Sur sa page Facebook, la députée a été plus nuancée, mais n’a pas souhaité faire d’excuses pour autant. « Loin de moi, l’idée de vous heurter sinon de rappeler quelques faits. Vous n’ignorez pas la position de certains (nombreux) enseignants à Mayotte qui s’engagent (c’est leur droit le plus strict) pour aider les jeunes sans papiers. Ces enseignants sont de passage sur l’île, avec des rêves d’exotisme confortable (pourquoi garder son poste et ses primes au lieu de partir directement l’humanitaire aux Comores si tel est l’objectif ? Venir à Mayotte pour des motifs financiers n’est pas honteux mais il faut admettre que c’est un élément clef de la prise de décision de venir) », réitère-t-elle. Sur la question des primes (indemnité de sujétion géographique), elle se mélange un peu en disant se battre pour que celles-ci aient le taux d’indexation mahorais (40%) à égalité avec La Réunion (53%). Elle affirme que cette prime « entraîne une différence de traitement avec les contractuels qui sont la majorité des enseignants à Mayotte (N.D.L.R. il y a bien une majorité de contractuels dans le second degré, mais pas pour le premier) ». En réalité, les professeurs à Mayotte ont le droit à la même indexation qu’ils soient titulaires ou contractuels, comme les autres fonctionnaires de l’île. L’ISG est bien une prime réservée aux professeurs titulaires, tandis que les contractuels recrutés à l’extérieur de Mayotte bénéficient d’une prime d’installation.
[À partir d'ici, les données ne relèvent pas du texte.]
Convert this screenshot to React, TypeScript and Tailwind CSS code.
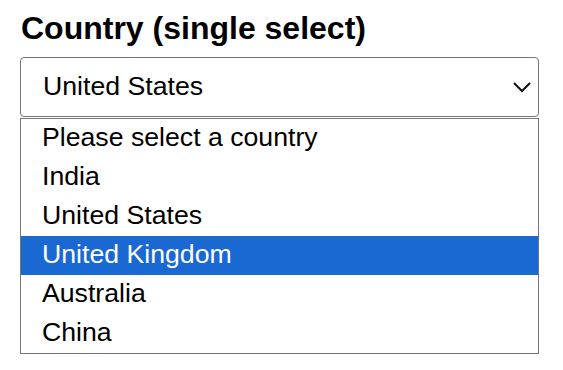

« Au-delà de ces échanges d’arguments qui ne nous mettront probablement pas d’accord, vous savez comme moi que l’Éducation nationale se disloque et qu’elle est à Mayotte en très grande difficulté avec une mission écrasante : mon mandat est de me battre au Parlement pour vous donner les moyens et les conditions de travailler dignement et en sécurité. Ce que je fais de mon mieux. Même pour ceux qui me critiquent ou se retrouvent victimes des bourreaux qu’ils ont naïvement contribué à protéger », ajoute-elle. « Nous avons en commun un engagement quotidien pour construire l’avenir et je veux vous dire ma sincère gratitude pour votre travail dont je ne peux qu’imaginer la difficulté », concède-t-elle, se disant en conclusion être à l’écoute des enseignants.